ワークライフバランスの推進により、職員が安心して長く働ける環境づくりに取り組んでいる。職員の有給休暇の取得率は高いが、管理職や役職者の取得率は一般職員と比べると低い。職員が休むことで業務負担がかかる為であり、またそのような責任を持つ管理者・役職者になることを希望する職員が少ない。職員を専門職として育成するためには期間が必要で、その為には人材定着が必須である。ワークライフバランスの推進で職員にとって働きやすい環境ではあるが、現状に満足している職員も多いため、仕事に対する意識を高める人材育成、教育制度の整備が必要であった。

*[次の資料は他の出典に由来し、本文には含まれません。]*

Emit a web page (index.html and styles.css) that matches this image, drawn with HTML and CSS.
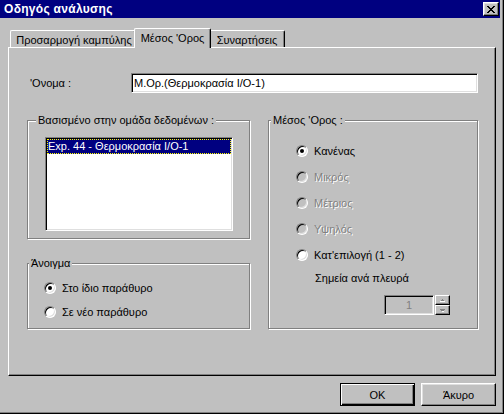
FILE: index.html
```html
<!DOCTYPE html>
<html lang="el">
<head>
<meta charset="utf-8">
<title>Οδηγός ανάλυσης</title>
<link rel="stylesheet" href="styles.css">
</head>
<body>
<div class="window">
  <div class="titlebar">
    <span class="title">Οδηγός ανάλυσης</span>
    <span class="close-btn">
      <svg width="8" height="7" viewBox="0 0 8 7" shape-rendering="crispEdges"><path fill="#000" d="M0 0h2v1H0zM6 0h2v1H6zM1 1h2v1H1zM5 1h2v1H5zM2 2h4v1H2zM3 3h2v1H3zM2 4h4v1H2zM1 5h2v1H1zM5 5h2v1H5zM0 6h2v1H0zM6 6h2v1H6z"/></svg>
    </span>
  </div>
  <div class="client">
    <div class="tabs">
      <div class="tab tab-fit">Προσαρμογή καμπύλης</div>
      <div class="tab tab-avg selected">Μέσος 'Ορος</div>
      <div class="tab tab-fn">Συναρτήσεις</div>
    </div>
    <div class="panel">
      <div class="name-row">
        <span class="name-label">'Ονομα :</span>
        <div class="textbox">Μ.Ορ.(Θερμοκρασία Ι/Ο-1)</div>
      </div>
      <div class="columns">
        <div class="col-left">
          <fieldset class="group g-data">
            <legend>Βασισμένο στην ομάδα δεδομένων :</legend>
            <div class="group-body">
              <div class="listbox">
                <div class="list-item selected-item">Exp. 44 - Θερμοκρασία Ι/Ο-1</div>
              </div>
            </div>
          </fieldset>
          <fieldset class="group g-open">
            <legend>Άνοιγμα</legend>
            <div class="group-body">
              <div class="radio-row"><span class="radio checked"></span><span>Στο ίδιο παράθυρο</span></div>
              <div class="radio-row"><span class="radio"></span><span>Σε νέο παράθυρο</span></div>
            </div>
          </fieldset>
        </div>
        <fieldset class="group g-avg">
          <legend>Μέσος 'Ορος :</legend>
          <div class="group-body">
            <div class="radio-row tall"><span class="radio checked"></span><span>Κανένας</span></div>
            <div class="radio-row tall disabled"><span class="radio"></span><span>Μικρός</span></div>
            <div class="radio-row tall disabled"><span class="radio"></span><span>Μέτριος</span></div>
            <div class="radio-row tall disabled"><span class="radio"></span><span>Υψηλός</span></div>
            <div class="radio-row tall"><span class="radio"></span><span>Κατ'επιλογή (1 - 2)</span></div>
            <div class="points-label">Σημεία ανά πλευρά</div>
            <div class="spin">
              <div class="spin-edit">1</div>
              <div class="spin-buttons">
                <span class="spin-btn"><svg width="5" height="3" viewBox="0 0 5 3" shape-rendering="crispEdges"><path fill="#808080" d="M2 0h1v1H2zM1 1h3v1H1z"/><path fill="#fff" d="M0 2h5v1H0z"/></svg></span>
                <span class="spin-btn"><svg width="5" height="3" viewBox="0 0 5 3" shape-rendering="crispEdges"><path fill="#808080" d="M0 0h5v1H0zM1 1h3v1H1z"/><path fill="#fff" d="M2 2h2v1H2z"/></svg></span>
              </div>
            </div>
          </div>
        </fieldset>
      </div>
    </div>
    <div class="buttons">
      <button class="btn default">OK</button>
      <button class="btn">Άκυρο</button>
    </div>
  </div>
</div>
</body>
</html>
```
FILE: styles.css
```css
* { box-sizing: border-box; }
html, body { margin: 0; padding: 0; }
body {
  width: 504px;
  height: 414px;
  overflow: hidden;
  background: #c0c0c0;
  font-family: "Liberation Sans", Arial, sans-serif;
  font-size: 11px;
  color: #000;
}
.window {
  width: 504px;
  height: 414px;
  background: #c0c0c0;
  border-right: 1px solid #000;
  border-bottom: 1px solid #000;
  box-shadow: inset -1px -1px 0 #808080;
  padding: 0 3px 3px 0;
  display: flex;
  flex-direction: column;
}
.titlebar {
  height: 18px;
  background: #000080;
  display: flex;
  align-items: center;
  justify-content: space-between;
  padding: 0 1px 0 4px;
}
.title {
  color: #fff;
  font-weight: bold;
  font-size: 12px;
  letter-spacing: 0.3px;
}
.close-btn {
  width: 16px;
  height: 14px;
  background: #c0c0c0;
  border: 1px solid;
  border-color: #fff #000 #000 #fff;
  box-shadow: inset -1px -1px 0 #808080, inset 1px 1px 0 #dfdfdf;
  display: flex;
  align-items: center;
  justify-content: center;
  padding-right: 1px;
}
.close-btn svg { display: block; }
.client {
  flex: 1;
  padding: 10px 4px 0 8px;
  display: flex;
  flex-direction: column;
}
.tabs {
  height: 19px;
  display: flex;
  align-items: flex-end;
  padding-left: 2px;
}
.tab {
  height: 17px;
  border-left: 1px solid #fff;
  border-top: 1px solid #fff;
  border-right: 1px solid #000;
  border-radius: 2px 2px 0 0;
  box-shadow: inset -1px 0 0 #808080;
  background: #c0c0c0;
  display: flex;
  align-items: center;
  justify-content: center;
  padding-top: 1px;
  white-space: nowrap;
}
.tab-fit { width: 126px; padding-left: 2px; }
.tab-avg { width: 73px; }
.tab-fn { width: 76px; }
.tab.selected {
  position: relative;
  z-index: 1;
  width: 77px;
  height: 20px;
  margin: 0 -2px -1px;
  padding-top: 0;
  padding-bottom: 2px;
}
.panel {
  width: 488px;
  height: 329px;
  border: 1px solid;
  border-color: #fff #000 #000 #fff;
  box-shadow: inset -1px -1px 0 #808080;
  padding: 25px 0 0 18px;
}
.name-row {
  display: flex;
  align-items: center;
  height: 20px;
}
.name-label {
  width: 104px;
  padding-left: 3px;
}
.textbox, .listbox, .spin-edit {
  border: 1px solid;
  border-color: #808080 #fff #fff #808080;
  box-shadow: inset 1px 1px 0 #000, inset -1px -1px 0 #dfdfdf;
  padding: 1px;
}
.textbox {
  width: 347px;
  height: 20px;
  background: #fff;
  display: flex;
  align-items: center;
  padding-left: 2px;
}
.columns {
  margin-top: 20px;
  display: grid;
  grid-template-columns: 224px 210px;
  column-gap: 17px;
}
.group {
  margin: 0;
  min-width: 0;
  padding-left: 0;
  padding-right: 0;
  border: 1px solid #808080;
  box-shadow: 1px 1px 0 #fff, inset 1px 1px 0 #fff;
}
.group legend {
  padding: 0 2px;
  line-height: 14px;
  white-space: nowrap;
  background: #c0c0c0;
}
.g-data {
  width: 223px;
  padding-top: 10px;
  padding-bottom: 7px;
}
.g-data legend { margin-left: 8px; }
.g-data .group-body { padding-left: 17px; }
.listbox {
  width: 188px;
  height: 94px;
  background: #fff;
}
.list-item {
  height: 15px;
  line-height: 14px;
  padding-left: 1px;
  white-space: nowrap;
}
.selected-item {
  background: #000080;
  color: #fff;
  outline: 1px dotted #ffff00;
  outline-offset: -1px;
}
.g-open {
  width: 223px;
  margin-top: 17px;
  padding-top: 6px;
  padding-bottom: 4px;
}
.g-open legend { margin-left: 1px; }
.g-open .group-body { padding-left: 16px; }
.radio-row {
  height: 24px;
  display: flex;
  align-items: center;
  gap: 6px;
}
.radio-row.tall { height: 26px; }
.radio {
  position: relative;
  width: 12px;
  height: 12px;
  flex: none;
  border-radius: 50%;
  border: 1px solid;
  border-color: #808080 #fff #fff #808080;
  box-shadow: inset 1px 1px 0 #000, inset -1px -1px 0 #dfdfdf;
  background: #fff;
}
.radio.checked::after {
  content: "";
  position: absolute;
  left: 3px;
  top: 3px;
  width: 4px;
  height: 4px;
  border-radius: 50%;
  background: #000;
}
.disabled { color: #808080; text-shadow: 1px 1px 0 #fff; }
.disabled .radio { background: #c0c0c0; }
.g-avg {
  width: 210px;
  padding-top: 11px;
  padding-bottom: 13px;
}
.g-avg legend { margin-left: 2px; }
.g-avg .group-body { padding-left: 27px; }
.points-label {
  margin-top: 3px;
  margin-left: 19px;
  line-height: 14px;
}
.spin {
  margin-top: 10px;
  margin-left: 88px;
  display: flex;
  height: 20px;
}
.spin-edit {
  width: 50px;
  height: 20px;
  background: #c0c0c0;
  color: #808080;
  display: flex;
  align-items: center;
  justify-content: center;
}
.spin-buttons {
  margin-left: 1px;
  width: 15px;
  display: flex;
  flex-direction: column;
}
.spin-btn {
  height: 10px;
  border: 1px solid;
  border-color: #fff #000 #000 #fff;
  box-shadow: inset -1px -1px 0 #808080;
  display: flex;
  align-items: center;
  justify-content: center;
}
.spin-btn svg { display: block; }
.buttons {
  margin-top: 7px;
  display: flex;
  justify-content: flex-end;
  gap: 6px;
}
.btn {
  width: 75px;
  height: 23px;
  margin: 0;
  padding: 0;
  font-family: inherit;
  font-size: 11px;
  color: #000;
  background: #c0c0c0;
  border: 1px solid;
  border-color: #fff #000 #000 #fff;
  box-shadow: inset -1px -1px 0 #808080, inset 1px 1px 0 #dfdfdf;
}
.btn.default {
  border-color: #000;
  box-shadow: inset 1px 1px 0 #fff, inset -1px -1px 0 #000, inset -2px -2px 0 #808080;
}
```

介護労働安定センターの「介護の雇用管理改善CHECK&DO25」を実施したところ『法人・事業所の風土』のひとつ「質の高いケアへの意識や向上心を持つ職員を育てる組織風土がある」という項目についての点数が低く、事業所としても懸念事項であったことから、職員の仕事に対する意識向上のために教育制度の整備が有効と考え「資格支援制度」「資格取得奨励制度」等についてアドバイスを受け、以下の取組みを行った。

取組の内容

<会社負担による資格取得制度の奨励>

運用ルールを作成。費用は法人が全額負担とした。(職員勤務年数を基準に負担額を決定した場合、受講意欲がなくなる可能性があるため)対応資格は「実務者研修」「介護福祉士」とし、対象者を限定し同意書の提出を要件とした。対象者の選定方法や書式の整備、周知するリーフレット等の検討を含め改善に向けた取り組みを行った。

  • ○対象者の選定
  • ・職員面談を実施し、人事考課をもとに個人の意欲を把握する。
  • ○書式の整備・周知のリーフレット
  • ・形式はシンプルにして「費用は全額法人負担」と明記する。
  • ・図表などを取り入れて、職員が自分のスキルアップをイメージできるような内容にする。

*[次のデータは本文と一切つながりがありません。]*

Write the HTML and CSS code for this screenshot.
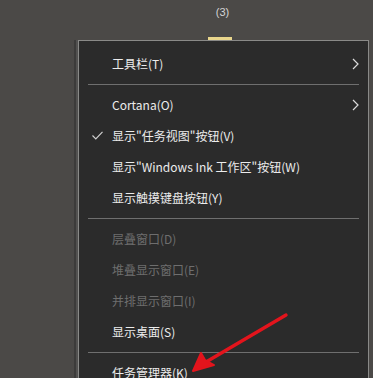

これらの制度の導入により、職員のモチベーション向上、能力・知識の向上が「資格」という目に見える形で確認できるようになる。人材育成を重視するという会社からのメッセージとなり、介護職員はOJTとは異なる理論的、体系的な知識を取得できる機会になる。制度を通して「活気があり、向上心のある職場環境となる」ことが効果として考えられた。

取組の効果(改善点)

資格を取得することで、職員は仕事に対してプライドを持つようになり、自身のスキルアップに繋がり、報酬にも反映されるため向上心を持つようになった。利用者に対しても満足していただけるサービスを提供できるようになった。
この制度を活用できるのは1回だけだが、モチベーションを維持させるためにも続けて支援し、希望者は有資格者からのフォローアップ研修を受けることができる。このような制度があることを求人の際にアピールすることで求職者が増え、資格取得制度の対象となる職員が2名入社した。
資格取得により管理者1名が誕生し、信頼できる職員も増えていることから、管理職の有給取得率も向上し、有給を取得しやすい環境となっている。